Employers should carefully review their existing benefits plans to assess the impact of a four-day workweek on areas such as:

  • Eligibility. Some benefits plans might have eligibility requirements based on a certain number of hours worked per week or a classification of employees as full-time. Shifting to a four-day schedule could affect eligibility.
  • Premiums and Contributions.  Employers may need to adjust payroll deductions and employer contributions if a four-day workweek results in a change to employee pay or hours worked.
  • Coverage. Benefits like short-term and long-term disability may be calculated based on earnings. Changes in work schedules and hours could impact these calculations if not carefully considered.

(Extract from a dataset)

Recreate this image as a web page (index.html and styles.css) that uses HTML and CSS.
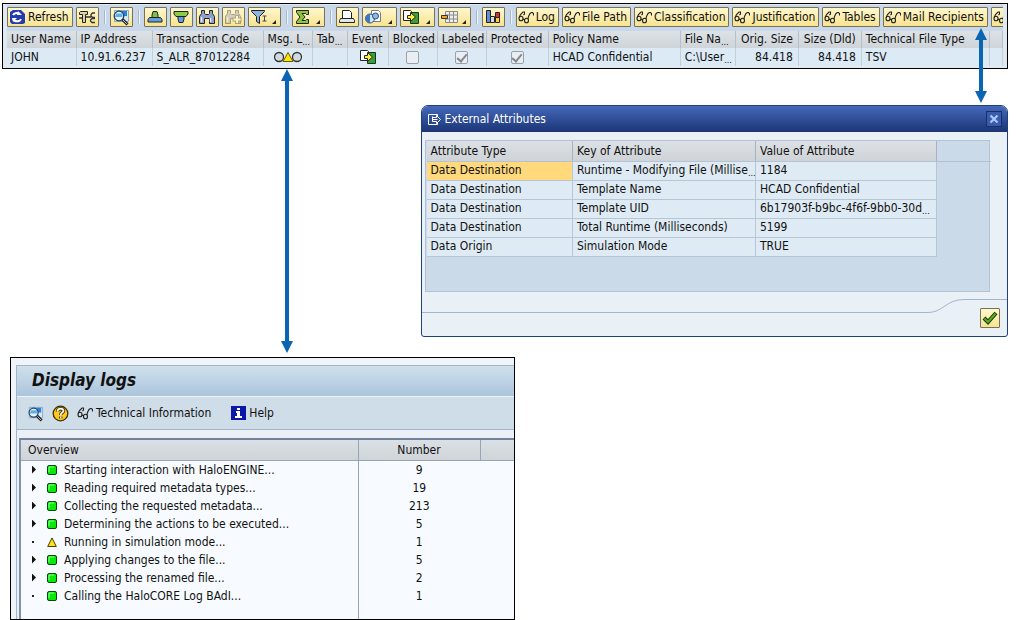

Employers should work with their benefits providers and administrators to review their plan provisions and ensure that employees maintain appropriate coverage under a four-day workweek model.

While a four-day workweek may offer potential benefits, employers in Ontario must carefully consider the numerous legal implications involved. Addressing issues like potential constructive dismissal, overtime calculations, accommodation obligations, and benefits adjustments are critical for a successful transition.

Before implementing a four-day workweek, it is highly advisable for employers to consult with an employment lawyer. This will ensure compliance with Ontario’s labor laws and minimize the risk of costly legal disputes.